Ya había anochecido cuando salimos a la calle. Nos esperaba un paseo en moto hasta el centro de la ciudad, conmigo al volante. Pusiste en mis manos decidir sobre los lugares a los que podíamos ir y yo había resuelto dejarlo a la improvisación y algunas ideas sueltas, materiales inflamables por si se terciaba el incendio. Fue un viaje rápido, sin abrazo por detrás, que nos aireó un poco y nos llevó en busca de algún lugar donde el alcohol pudiera propiciar un ambiente relajado para retomar la tarea de conocernos.

Lo encontramos en una terraza en cuya existencia caí cuando la teníamos casi en frente. Era una buena opción, un bar a la intemperie pero resguardado del frío, rodeados de verde y de las piedras de un antiguo hospital, habitado ahora por libros. Vino tinto para mí, cerveza para ti y el tabaco sobre la mesa. Poco a poco fuimos entrando en calor y soltando las palabras, las historias, las dosis justas de pasado, presente y futuro. Sacaste el tema de los amantes y los amores, un poco pronto para mi gusto. Conocer demasiados detalles sobre la vida sexual o sobre las torpezas emocionales que irremediablemente todos tenemos que confesar, si queremos ser honestos, cumplidos los treinta, puede convertir la cita en una especie de terapia. Yo opté por hablarte solo un poco de los amores, y tú combinaste algo de ambas cosas con los detalles justos para situarte en el terreno del solitario por cansancio del amor, pero amigo de las aventuras. Me quedó claro y me pareció bien.

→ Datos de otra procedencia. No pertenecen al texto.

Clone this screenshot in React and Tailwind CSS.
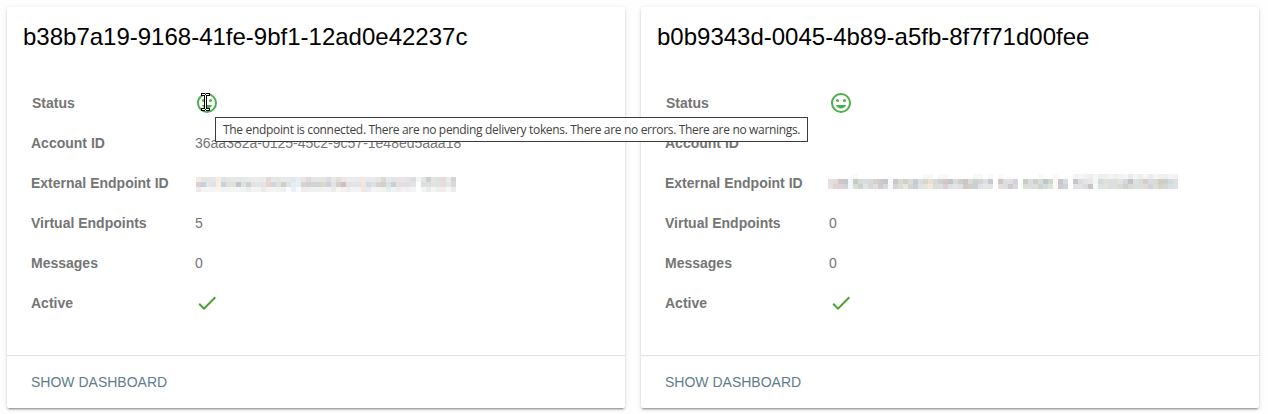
import React from "react";

const CELLS_A = [
  "f1e9e6 e6e3e3 dfe2e5 e4e4e6 f3ece3 dbe0e4 e4e5e3 e6e7e4 e5e6e6 e3e7e6 e8e8e9 ebebed ececed e9e9ed e2d5d7 e3e6e2 dee5e3 e7e8ea e4e6e8 d8e8ee e7ecef e8e2df e0d5d8 e3e3e3 e4e5e3 e1e3e5 d8dadb e6e6e8 dfdbd8 e8e5ea ebebec e9e9ea e8e8ea f1e3e3 e4e6e9 e6e8e8 e3e3e2 d6d6ce e4e5ea e3e1e7 e7e0e7 e5e3e3 e0e0e2 d9dadd f3f3f5 dfe2e5 c9cbcc e2e2e2 dddfde e4d9d5 e7eaec cbd1d6",
  "d8cbca c3cad9 e0e3e4 dedfe4 faeddb c1ced7 dbdedd dbdedb bfbfc4 dbdfe0 cfcccb dfe0df e2e2e7 e1e1e7 e7d0c5 c8d3d9 dcdedb ccccbf dcdfe3 dceef3 e2eef0 d0d1cb d4c9cc cccfd3 ced0cf d9d4c9 cccad8 dfe1e1 d1c9c8 c9bab9 dfdee0 e2e2e6 e1e1e5 f3e0dd d1d8df dbdedb d6cec9 cfcac6 dadedf c4cacf dfdedb e2dae1 e2dae1 e0e1e3 ffffff d9dcdd dadde0 e2e0db dedfdf e7dcd7 e3e5e9 d8d4d2",
  "ebe8e8 f3f4f7 f6f6f6 f5f5f5 faf5ef eff3f4 f2f3f2 f4f5f3 f3f4f5 eff0f0 eceaea f3f3f3 f3f3f5 ebe9e9 f4f1ed f3f4f6 f1f2f0 edf1f1 fafcfd e8f1f4 f9fcfd ecebeb ededed efefef eeeeec f2f1f2 f0f2f2 ebe9e8 f5f6f6 f4eeee ededee f3f3f3 f3f3f4 f3e4df e2ebf0 f4f5f4 f2f2f3 eff1f0 e2ebec f0f1f2 ececef f4f1f4 f1eef1 f3f3f4 ffffff f2f3f3 eae9eb f4f5f2 eeeded f2ebe8 f7f7f8 ebebed",
];

const CELLS_B = [
  "ffffff ffffff ffffff ffffff ffffff f9f9f9 ffffff ffffff ffffff ffffff ffffff ffffff ffffff ffffff ffffff ffffff ffffff ffffff ffffff f8fafa f7f8f8 ffffff f9f9f9 f7f7f7 ffffff ffffff ffffff ffffff ffffff f9f9f4 f8f8f6 ffffff f9f9f9 ffffff f9f9f9 ffffff ffffff ffffff ffffff ffffff ffffff ffffff f9f9f9 ffffff ffffff f9f9f9 ffffff ffffff ffffff f3f3f3 f5f5f5 f2f2f2 ededed f5f5f5 eceff0 eeefee f4f4f4 efefef f2f2f0 f5f5f5 ebebed f4f4f4 ededed f5f5f5 ececec f5f5f5 f1f1ef efefef f4f4f4 f2f2f2",
  "e4dfdd e2dcd8 cec7cb c7c8cc f1f8fb c7ccc2 d7dbd8 dbdce0 d9d9df d4cfcc d1c9c8 c3c9cb f9faf7 c8c7ce dcd9d2 d2d1c9 dbdbd7 c3cccf dadce1 dcd6cd efdfca d3dadd d0cdca d3c6c5 c3c4ca dbdcd9 d0cfc9 cac5cc d6dbd7 c9d3d1 d0d5d4 dfdee6 c9c9d5 ffffff d2c7c6 dedede dfdfe7 d4d4dc ffffff c9cbc5 d9dce1 cfcdc4 d3dedf bec6c8 d0d6d4 fafaf5 cac4cd d9dbe3 ffffff c9c3cb dcdedf e4e4e4 e9e8e9 f5f5f5 d0dcd8 dce1d9 dddddf dcdfe0 e2e2e0 d5d7db c4c4c8 dedfe1 d7dedf dccbc4 dbdae2 d6dad9 d3cbbf cbcfd0 cddbe3 dddfdf",
  "e9e1df e2d3d1 e1d1d6 d5d3da eff7fa d1dfd5 c9d3d0 e2e4e2 d3d7df e1dfda d3c9d0 d9dadf f7f8ef d5d3dd dfdcd4 e5e8e0 d4d7cf c6d0d4 e0e1e5 e3e4dc f1e8d9 d8dfcf d9dce2 dbced3 dce0e8 e3e5e9 dde0e4 d4c9bf d3cdca d0cbd9 dfe2e5 e5e7e6 e4e4e2 ffffff e1e0db dcdde5 d4c8c9 d9dadf ffffff dce0d3 d9dfe1 dcdce1 cdd4cd d2dcdc dfe3d8 fafaf5 d3cad2 cbd5dc ffffff e5e0e4 e3e2e3 dbdbe1 c5c7c7 f7f9f7 dde4dc e2e5df dedee0 dddfdb d7dbd6 cdd1cd d8dad7 dcdfdd dddfdb dddcdb d4d3dc dcded9 d3d5ca d4d8d1 dcdfdc dfe1e2",
];

const Mosaic = ({ rows, className }) => (
  <div className={className}>
    {rows.map((row, y) => (
      <div key={y} className="flex h-[5px]">
        {row.split(" ").map((c, x) => (
          <span key={x} className="h-[5px] w-[5px] shrink-0" style={{ backgroundColor: "#" + c }} />
        ))}
      </div>
    ))}
  </div>
);

const Smile = () => (
  <svg viewBox="0 0 24 24" className="h-6 w-6 fill-[#4caf50]">
    <path d="M12 17.5C14.33 17.5 16.3 16.04 17.11 14H6.89C7.69 16.04 9.67 17.5 12 17.5M8.5 11A1.5 1.5 0 0 0 10 9.5A1.5 1.5 0 0 0 8.5 8A1.5 1.5 0 0 0 7 9.5A1.5 1.5 0 0 0 8.5 11M15.5 11A1.5 1.5 0 0 0 17 9.5A1.5 1.5 0 0 0 15.5 8A1.5 1.5 0 0 0 14 9.5A1.5 1.5 0 0 0 15.5 11M12 20A8 8 0 0 1 4 12A8 8 0 0 1 12 4A8 8 0 0 1 20 12A8 8 0 0 1 12 20M12 2C6.47 2 2 6.5 2 12A10 10 0 0 0 12 22A10 10 0 0 0 22 12A10 10 0 0 0 12 2Z" />
  </svg>
);

const Check = () => (
  <svg viewBox="0 0 24 24" className="h-6 w-6 fill-[#4ca22f]">
    <path d="M21 7L9 19L3.5 13.5L4.91 12.09L9 16.17L19.59 5.59L21 7Z" />
  </svg>
);

const TextCursor = () => (
  <svg viewBox="0 0 9 18" className="absolute top-[93px] left-[201px] h-[18px] w-[9px]" shapeRendering="crispEdges">
    <path fill="#000" d="M0 0H4V1H5V0H9V3H6V15H9V18H5V17H4V18H0V15H3V3H0Z" />
    <path fill="#fff" d="M1 1H4V2H5V1H8V2H5V16H8V17H5V16H4V17H1V16H4V2H1Z" />
  </svg>
);

const Row = ({ label, children }) => (
  <div className="flex h-10 items-center">
    <div className="w-[164px] shrink-0 font-bold">{label}</div>
    <div className="min-w-0 whitespace-nowrap">{children}</div>
  </div>
);

const Card = ({ title, account, externalId, endpoints }) => (
  <section className="flex h-[401px] w-[618px] shrink-0 flex-col rounded-[2px] bg-white shadow-[0_3px_1px_-2px_rgba(0,0,0,0.2),0_2px_2px_0_rgba(0,0,0,0.14),0_1px_5px_0_rgba(0,0,0,0.12)]">
    <h2 className="h-[76px] px-4 pt-[14px] text-[24px] leading-8 text-black">{title}</h2>
    <div className="flex-1 px-6 text-[14px] leading-5 text-[#757575]">
      <Row label={<span className="pl-px">Status</span>}><Smile /></Row>
      <Row label="Account ID">{account}</Row>
      <Row label="External Endpoint ID">{externalId}</Row>
      <Row label="Virtual Endpoints">{endpoints}</Row>
      <Row label="Messages">0</Row>
      <Row label="Active"><Check /></Row>
    </div>
    <footer className="flex h-[53px] items-center border-t border-[#e0e0e0] px-6 text-[14px] text-[#607d8b]">
      <button type="button">SHOW DASHBOARD</button>
    </footer>
  </section>
);

export default function App() {
  return (
    <main className="relative flex h-[414px] w-[1268px] gap-4 overflow-hidden bg-[#fefefe] p-[7px] font-['Liberation_Sans',Arial,sans-serif]">
      <Card
        title="b38b7a19-9168-41fe-9bf1-12ad0e42237c"
        account="36aa382a-0125-45c2-9c57-1e48ed5aaa18"
        externalId={<Mosaic rows={CELLS_A} className="mt-[3px] ml-px opacity-90" />}
        endpoints="5"
      />
      <Card
        title="b0b9343d-0045-4b89-a5fb-8f7f71d00fee"
        account=""
        externalId={<Mosaic rows={CELLS_B} className="-mt-[3px] -ml-px" />}
        endpoints="0"
      />
      <div role="tooltip" className="absolute top-[117px] left-[215px] flex h-[25px] w-[593px] items-center border border-[#3c3c3c] bg-white pl-[7px] text-[12px] tracking-[-0.325px] whitespace-nowrap text-[#424242] font-['Open_Sans','Noto_Sans',sans-serif]">
        The endpoint is connected. There are no pending delivery tokens. There are no errors. There are no warnings.
      </div>
      <TextCursor />
    </main>
  );
}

Como el etanol en sangre había ido subiendo después de dos rondas, optamos por cambiar de escenario para la tercera. Tus ojos no se habían distraído ni un momento de los míos que, más huidizos, iban buscando rutas alternativas. Si recuerdas, fue al salir del bar cuando de golpe hubo el primer instante de miradas mantenidas, y yo te dije que notaba los efectos del vino y tú respondiste que tenía las pupilas muy dilatadas. En realidad lo que pensé en ese momento fue en francés, herencia de un pasado de inmersión lingüística y sexual en el país vecino, porque disimula en una fonética dulce las ganas de provocar la detonación: tu m’allumes… es así de simple.

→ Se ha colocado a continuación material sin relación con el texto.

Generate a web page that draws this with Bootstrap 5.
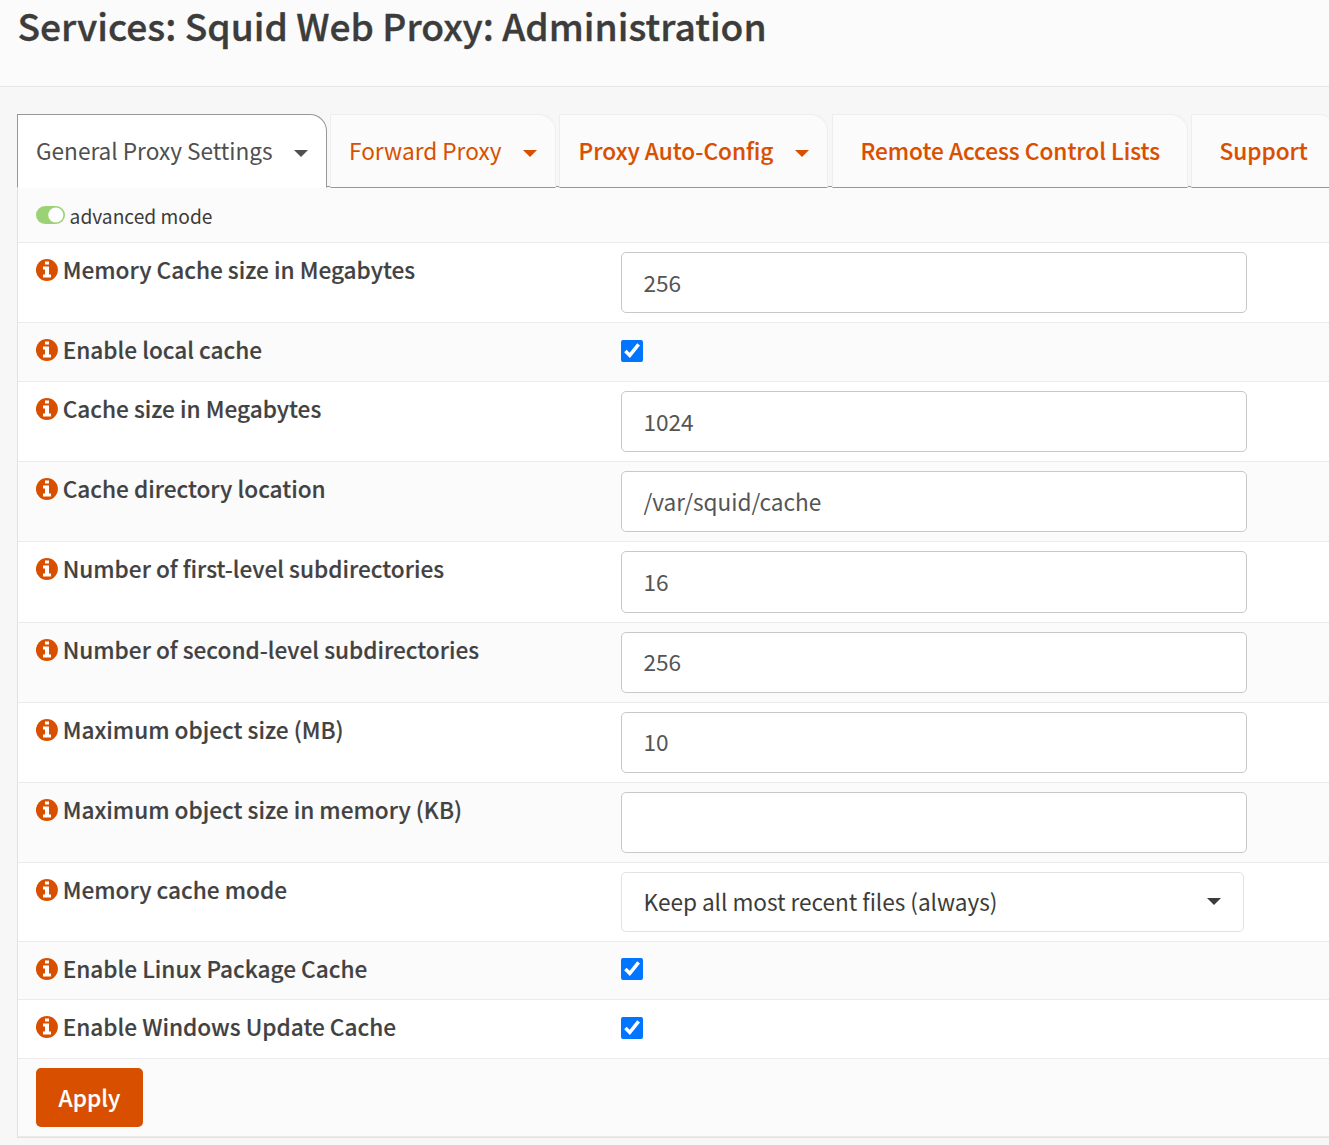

Me callé, y empezamos a andar por las callejuelas del Raval, hasta que pasamos por delante de un pequeño bar viejo y mugriento, lleno hasta los topes, donde iba a empezar un recital de poesía. A mí me apetecía entrar, te pareció bien. Con dificultad y, esta vez sí, con un obligado y bienvenido contacto físico, logramos situarnos al final, junto a la barra y con un pie, más bien ambos, en la esquina improvisada que serviría como escenario y de donde resultaría complicado salir antes del final. Reconozco que asumí un riesgo considerable echando ese tipo de leña al fuego; antes de aquel día nunca te había interesado mucho la poesía, y si no hubieran sido buenos los poetas podría haber perpetuado o incluso fomentado tu desinterés por ella, o por mí. Pero estuvimos de suerte y añadimos aquel espectáculo al museo y la terraza, y le sumamos la tercera ronda a la gradación creciente del deseo.

Después del recital recuerdo solo una aceleración progresiva de los acontecimientos, una reacción explosiva en cadena que animada por un viento favorable desembocó en un incendio declarado, previsible. Te lo resumo como lo sentí, en montaje por corte: pienso qué buenos estos poemas y verte aquí en medio de toda esta gente, se acaba y tenemos hambre, salimos y compramos algo para llevar, comemos y entramos en un bar de copas donde la cuarta es ya la de ron y las distancias se acortan, y tú me miras y yo te miro, y sigo pensando en francés y salimos a la calle y otra vez me toca decidir adónde te llevo, y llegamos a mi moto, nos ponemos el casco, y te propongo llevarte a mi casa, y te parece una gran idea, y me pones las manos en la cintura, y me besas en el ascensor del aparcamiento y cuando entramos por fin en territorio seguro, todas nuestras cargas inflamables le prenden fuego a la casa, nos rodean las llamas y, sin buscar la salida, nos quedamos dentro en pleno incendio.

Lo que viene después de eso siempre sucede sobre las primeras cenizas. Por eso quiero dejar la carta en ese punto de origen, para preservarlo del resto como en un tubo de ensayo. Ahora que te quiero, que prendemos fuego a la casa casi todos los días y sin extintores, vuelvo a la primera vez y sé que solo durante aquellas horas sobrevivió la posibilidad de un final feliz.